As to your second part, yep I agree. Which is why they just need to get 5E out the door and call it D&D: Simple. Then produce something like a 4.5E with fixes and updates and call it D&D: Tactics. Maybe reprint and bug fix OD&D and 1E/2E and call it D&D: Classic or something.

Then produce adventures that can be crossed for all of them. For D&D: Tactics each square on a map is 10'. For the others its 5'. It would tell you what monsters are in each room, but not tell you specifics or stats. You would get that out of your book. It might say 2 Goblin Cutters, 3 Goblin Hexers, and 1 Goblin Charger and if you weren't playing D&D: Tactics you would just say "ok, 6 goblins with funny names". Its all very simple, but WotC refuses to do simple or good business practices...
 

Okay, so I really do think pizza analogies are terrible, but I've seen that I'm not allowed an opinion due to my lack of credentials. :lol:

Ahnehnois - I'm so super duper not interested in edition sniping.


Surveys are the context, along with the designers' statements about them.

More to the point, though, if it's "no comment" versus loud minority of objectors, I'm going to side with the developers in pursuing their design vision.

For the most part I found the surveys misleading and unhelpful. For instance there was a question around the 2nd or 3rd packet that asked how much you liked the Thief's back stab ability. It had 5 dots you could check from "loved it" to "hated it". However it didn't ask any questions about why you didn't like it.

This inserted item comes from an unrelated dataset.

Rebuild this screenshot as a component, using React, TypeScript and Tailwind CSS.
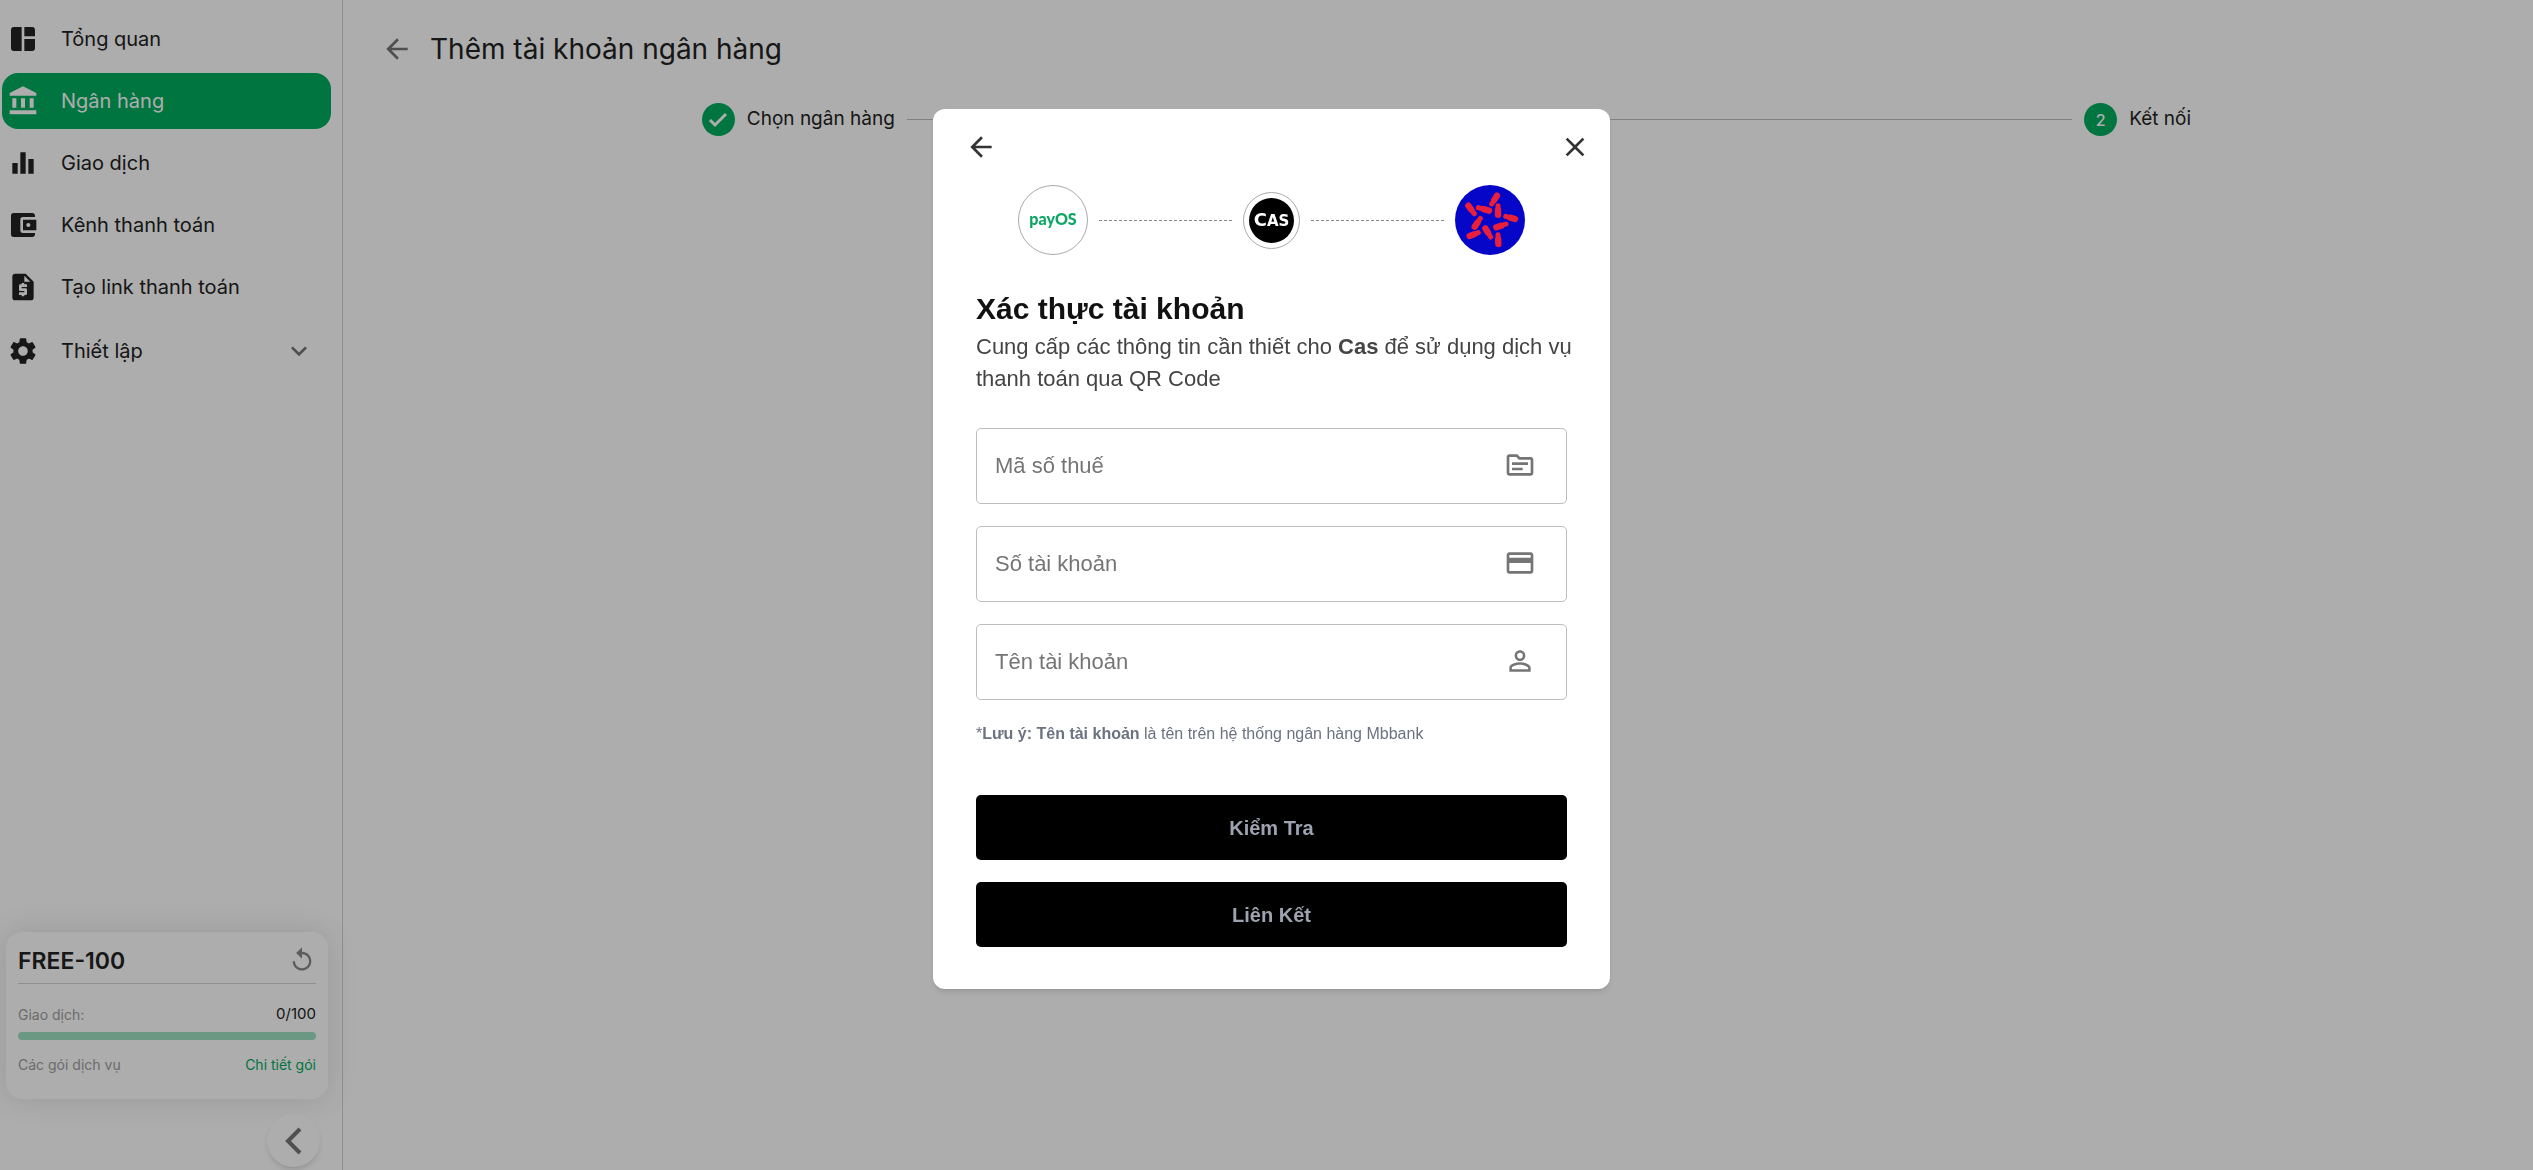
import React from "react";
import type { IconType } from "react-icons";
import {
  MdAccountBalance,
  MdArrowBack,
  MdClose,
  MdCreditCard,
  MdEqualizer,
  MdKeyboardArrowDown,
  MdOutlinePersonOutline,
  MdOutlineSource,
  MdReplay,
  MdRequestQuote,
  MdSettings,
  MdSpaceDashboard,
  MdAccountBalanceWallet,
} from "react-icons/md";

interface MenuItem {
  label: string;
  icon: IconType;
  active?: boolean;
}

const menuItems: MenuItem[] = [
  { label: "Tổng quan", icon: MdSpaceDashboard },
  { label: "Ngân hàng", icon: MdAccountBalance, active: true },
  { label: "Giao dịch", icon: MdEqualizer },
  { label: "Kênh thanh toán", icon: MdAccountBalanceWallet },
  { label: "Tạo link thanh toán", icon: MdRequestQuote },
];

const fields = [
  { id: "taxCode", label: "Mã số thuế", icon: MdOutlineSource },
  { id: "accountNumber", label: "Số tài khoản", icon: MdCreditCard },
  { id: "accountName", label: "Tên tài khoản", icon: MdOutlinePersonOutline },
];

// each petal goes from its wide end to its narrow end
const petals = [
  [126, 32, 110, 57],
  [102, 77, 70, 68],
  [129, 89, 129, 62],
  [180, 102, 152, 94],
  [40, 62, 58, 86],
  [59, 125, 76, 100],
  [124, 127, 153, 117],
  [91, 130, 107, 156],
  [44, 153, 70, 143],
  [130, 177, 129, 149],
];

function Sidebar() {
  return (
    <aside className="flex w-[343px] shrink-0 flex-col border-r border-[#d4d4d4]">
      <nav className="flex flex-col gap-1.5 pt-[11px] pr-[11px] pl-0.5">
        {menuItems.map(({ label, icon: Icon, active }) => (
          <a
            key={label}
            href="#"
            className={
              active
                ? "flex h-14 items-center gap-[22px] rounded-2xl bg-[#00ad5f] pl-[5px] text-white"
                : "flex h-14 items-center gap-[22px] rounded-2xl pl-[5px] text-[#222]"
            }
          >
            <Icon className="size-8" />
            <span className="text-[20px]">{label}</span>
          </a>
        ))}
        <button className="mt-0.5 flex h-14 items-center gap-[22px] pr-4 pl-[5px] text-[#222]">
          <MdSettings className="size-8" />
          <span className="text-[20px]">Thiết lập</span>
          <MdKeyboardArrowDown className="ml-auto size-8 text-[#757575]" />
        </button>
      </nav>

      <div className="mt-auto mr-3.5 mb-[15px] ml-1.5 h-[167px] rounded-2xl bg-white px-3 pt-2 shadow-[0_0_30px_rgba(0,0,0,0.12)]">
        <div className="flex h-11 items-center justify-between border-b border-[#d4d4d4]">
          <h2 className="text-[23px] font-semibold text-[#222]">FREE-100</h2>
          <button aria-label="Làm mới" className="pb-1 text-[#8a8a8a]">
            <MdReplay className="size-7" />
          </button>
        </div>
        <div className="mt-[18px] flex h-6 items-center justify-between text-[14px]">
          <span className="text-[#9e9e9e]">Giao dịch:</span>
          <span className="text-[15px] text-[#222]">0/100</span>
        </div>
        <div className="mt-1.5 h-2 rounded-full bg-[#9de0c1]" />
        <div className="mt-3 flex h-6 items-center justify-between text-[14px]">
          <span className="text-[#9e9e9e]">Các gói dịch vụ</span>
          <a href="#" className="text-[#00ad5f]">
            Chi tiết gói
          </a>
        </div>
      </div>

      <button
        aria-label="Thu gọn"
        className="mr-[22px] mb-[3px] flex size-[53px] items-center justify-center self-end rounded-full bg-white text-[#757575] shadow-md"
      >
        <svg
          viewBox="0 0 32 32"
          className="size-8"
          fill="none"
          stroke="currentColor"
          strokeWidth="4"
        >
          <path d="M22 4L10 16l12 12" />
        </svg>
      </button>
    </aside>
  );
}

function Stepper() {
  return (
    <ol className="mr-[342px] ml-auto flex w-[68%] items-center text-[19px] text-[#222]">
      <li className="flex items-center gap-3">
        <span className="flex size-[33px] items-center justify-center rounded-full bg-[#00ad5f] text-white">
          <svg
            viewBox="0 0 24 24"
            className="size-6"
            fill="none"
            stroke="currentColor"
            strokeWidth="3"
          >
            <path d="M4 12l5 5L20 6" />
          </svg>
        </span>
        Chọn ngân hàng
      </li>
      <li className="mx-3 h-px flex-1 bg-[#bdbdbd]" />
      <li className="flex items-center gap-3">
        <span className="flex size-[33px] items-center justify-center rounded-full bg-[#00ad5f] text-[16px] font-medium text-white">
          2
        </span>
        Kết nối
      </li>
    </ol>
  );
}

function BankLogo() {
  return (
    <svg viewBox="0 0 210 210" className="size-[70px]">
      <circle cx="105" cy="105" r="105" fill="#0606c8" />
      {petals.map(([x1, y1, x2, y2], i) => (
        <g key={i} stroke="#e8203c" strokeLinecap="round">
          <line x1={x1} y1={y1} x2={x2} y2={y2} strokeWidth="15" />
          <line
            x1={x1}
            y1={y1}
            x2={(x1 + x2) / 2}
            y2={(y1 + y2) / 2}
            strokeWidth="19"
          />
        </g>
      ))}
    </svg>
  );
}

function LinkModal() {
  return (
    <div className="fixed inset-0 flex items-start justify-center bg-black/32 pt-[109px] pl-2.5">
      <div
        role="dialog"
        aria-labelledby="modal-title"
        className="w-[677px] rounded-xl bg-white pb-[42px] font-['Liberation_Sans',Arial,sans-serif] shadow-md"
      >
        <div className="flex justify-between pt-[22px] pr-[19px] pl-8 text-[#333]">
          <button aria-label="Quay lại">
            <MdArrowBack className="size-8" />
          </button>
          <button aria-label="Đóng">
            <MdClose className="size-8" />
          </button>
        </div>

        <div className="mx-[85px] mt-[22px] flex items-center gap-[11px]">
          <div className="flex size-[70px] items-center justify-center rounded-full border border-[#aaa] pb-0.5 font-['Lato',sans-serif] text-[16px] font-black text-[#0ca665]">
            payOS
          </div>
          <div className="flex-1 border-t border-dashed border-[#888]" />
          <div className="flex size-[57px] items-center justify-center rounded-full border border-[#aaa]">
            <div className="flex size-[45px] items-center justify-center rounded-full bg-black text-white">
              <p className="font-['DejaVu_Sans',sans-serif] text-[18px] leading-5 font-bold">
                C<span className="text-[15px]">AS</span>
              </p>
            </div>
          </div>
          <div className="flex-1 border-t border-dashed border-[#888]" />
          <BankLogo />
        </div>

        <div className="px-[43px] pt-9">
          <h1
            id="modal-title"
            className="pb-1 text-[30px] leading-9 font-bold text-[#111]"
          >
            Xác thực tài khoản
          </h1>
          <p className="-mr-2 text-[22px] leading-8 text-[#444]">
            Cung cấp các thông tin cần thiết cho <b>Cas</b> để sử dụng dịch vụ
            thanh toán qua QR Code
          </p>

          <form className="mt-[33px] flex flex-col gap-[22px]">
            {fields.map(({ id, label, icon: Icon }) => (
              <label
                key={id}
                htmlFor={id}
                className="flex h-[76px] items-center rounded-[5px] border border-[#bdbdbd] pr-[30px] pb-0.5 pl-[18px] text-[#757575]"
              >
                <input
                  id={id}
                  aria-label={label}
                  placeholder={label}
                  className="min-w-0 flex-1 text-[22px] outline-none placeholder:text-[#757575]"
                />
                <Icon className="size-8" />
              </label>
            ))}
          </form>

          <p className="mt-[22px] text-[16px] leading-6 text-[#6b7280]">
            *<b>Lưu ý: Tên tài khoản</b> là tên trên hệ thống ngân hàng Mbbank
          </p>

          <div className="mt-[49px] flex flex-col gap-[22px]">
            <button className="h-[65px] rounded-[5px] bg-black text-[20px] font-bold text-[#9ca3af]">
              Kiểm Tra
            </button>
            <button className="h-[65px] rounded-[5px] bg-black text-[20px] font-bold text-[#9ca3af]">
              Liên Kết
            </button>
          </div>
        </div>
      </div>
    </div>
  );
}

export default function App() {
  return (
    <div className="flex min-h-screen bg-white font-['Inter',sans-serif]">
      <Sidebar />
      <main className="flex-1">
        <header className="flex items-center gap-[17px] pt-[26px] pb-[31px] pl-[38px]">
          <button aria-label="Trở về" className="text-[#757575]">
            <MdArrowBack className="size-8" />
          </button>
          <h1 className="text-[28px] leading-[46px] text-[#222]">
            Thêm tài khoản ngân hàng
          </h1>
        </header>
        <Stepper />
      </main>
      <LinkModal />
    </div>
  );
}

For instance I put hated it, not because it wasn't a good mechanic, but because the math didn't work out and a highly optimized Thief should never use the mechanic because it was better statistically to take a normal attack with advantage. So they didn't get any real or useful information. In fact they changed it up in the next packet to a completely different mechanic. The surveys were riddled with this. They also asked what each persons favorite edition was instead of going with what everyone likes, they likely used that to filter responses.

In other words it was a biased and not very useful metric.

"You don't like chemicals in your food do you? Well sign this petition to remove sodium chloride from the food!"
 

Sadly, you could apply this same comment to music, films, sports, debates on Evolution versus creationism, and pretty much all of human activity...


It could also be my formerly frequenting the WotC forums, which would produce a very different (and arguably biased) sampling. 5e detractors are a bit more mixed here.

Fixed that for you. Both sides use science equally. PM me for details.